The clashes came after at least 265 people were killed in violence nationwide on Monday, 182 of them civilians, the Syrian Observatory for Human Rights said, revising sharply upwards an earlier toll.
The figure made Monday one of the deadliest days since the outbreak of the uprising against President Bashar al-Assad’s rule in March last year, the Britain-based watchdog said.
Troops fought with rebel fighters in the Bab Antakya, Aziziyeh, Bab Janin and Sabaa Bahrat areas of central Aleppo and near the Palace of Justice in the west, the Observatory said.
Fighting broke out for the first time in the Ashrafiyeh district in the northwest, the watchdog’s director Rami Abdel Rahman told AFP. “Clashes broke out there after rebels attacked a military post,” he said.
Aleppo has been bracing for a threatened ground offensive by the army against the rebels, who say they control around half of the city.
A senior security official said on Sunday that the army had completed the build-up of some 20,000 troops in readiness for a decisive showdown in the battle under way since July 20.
Troops shelled rebel-held neighbourhoods in the east of the city, the Observatory said. Opposition activists of the Syrian Revolution General Commission said the army used helicopter gunships in its pounding of the Hanano district.
The head of the UN observer mission in Syria, Lieutenant General Babacar Gaye expressed concern for civilians trapped in the fighting in the city of some 2.7 million people.
Fighting in Aleppo killed 57 people on Monday alone, the majority of them civilians, the Observatory said.
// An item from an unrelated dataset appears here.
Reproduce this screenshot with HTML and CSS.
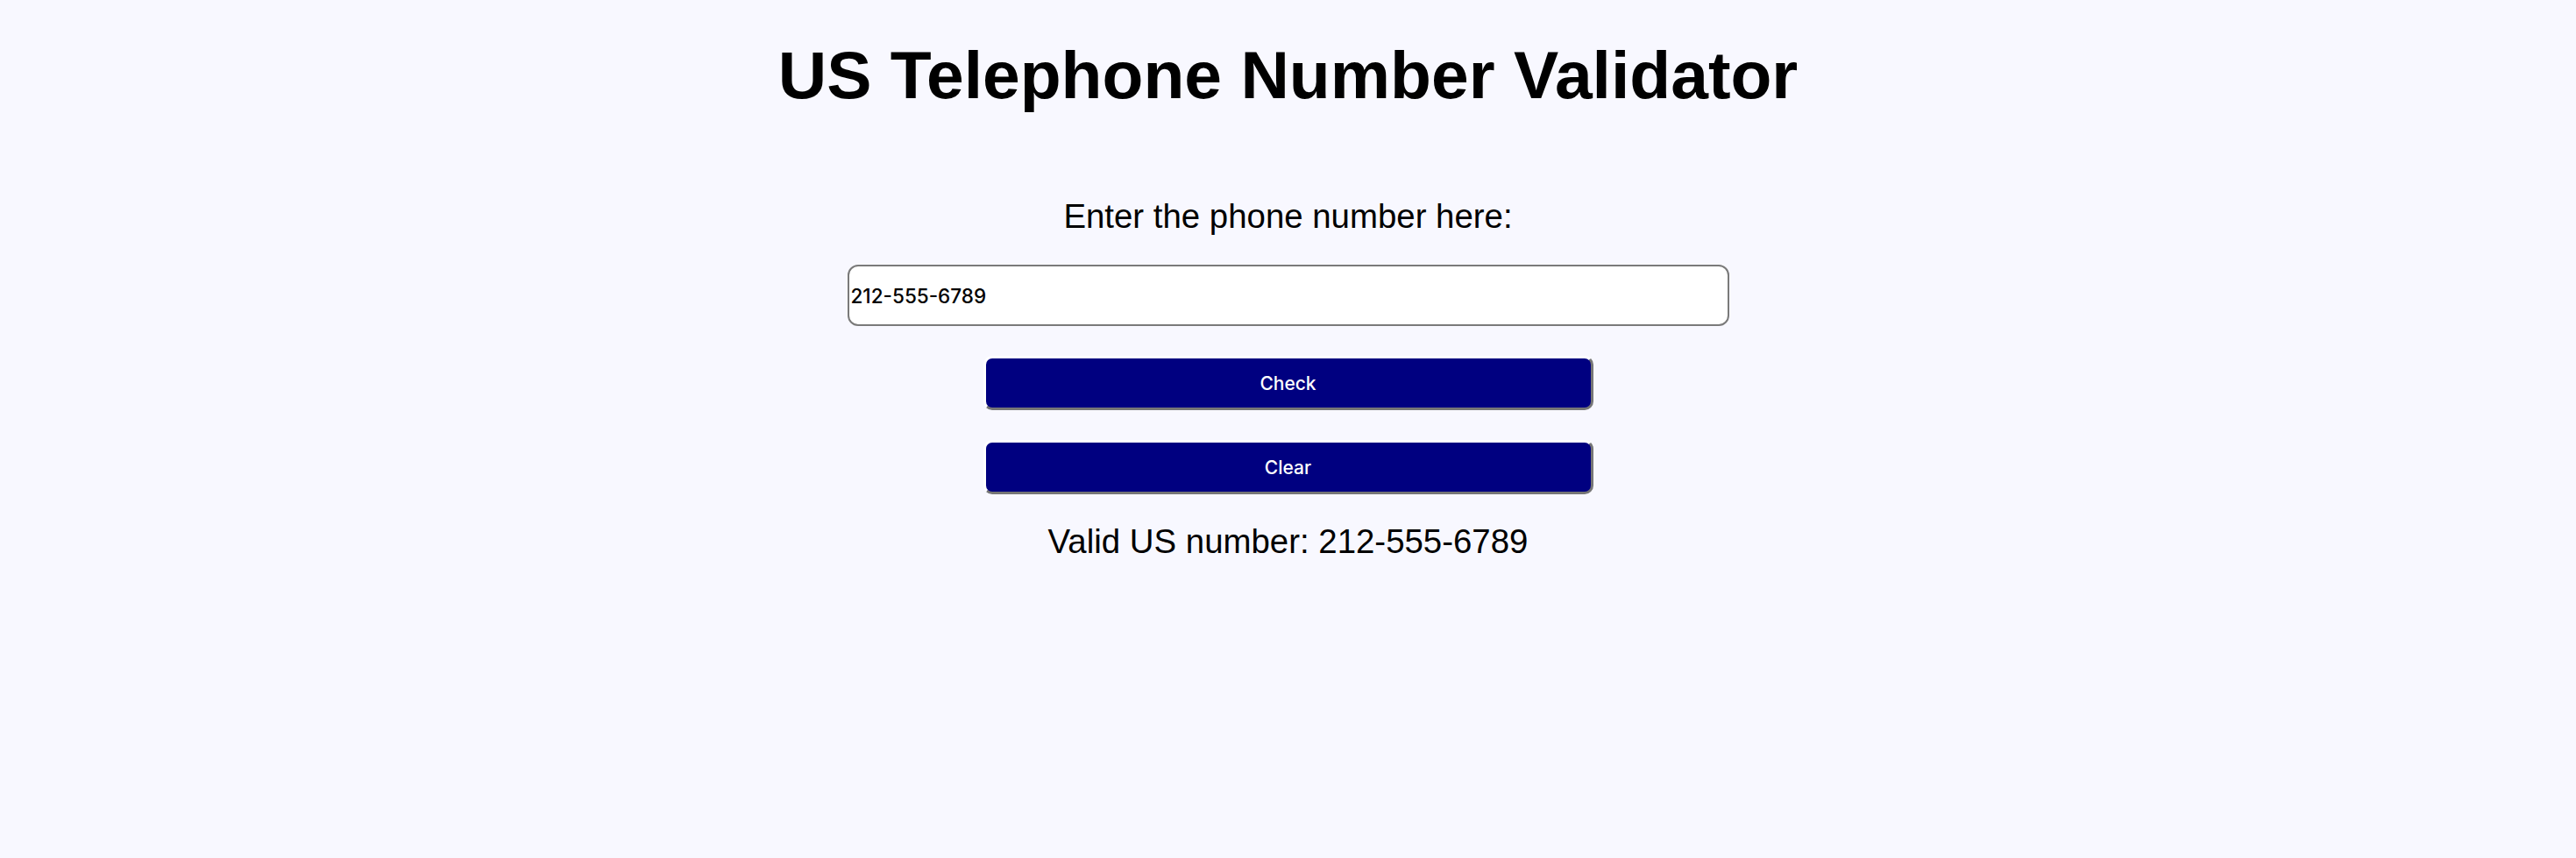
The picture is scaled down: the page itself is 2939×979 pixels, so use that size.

“I urge the parties to protect civilians and respect their obligations under international humanitarian law,” Gaye said in a statement on Monday. “Civilians must not be subjected to shelling and use of heavy weapons.”
Approximately 20 unarmed UN observers were moved out of Aleppo back to the mission’s Damascus headquarters at the weekend because of worsening security, a UN spokeswoman said.
Nationwide, 21 rebel fighters and 62 security force personnel were also among Monday’s dead, according to the Observatory’s revised toll.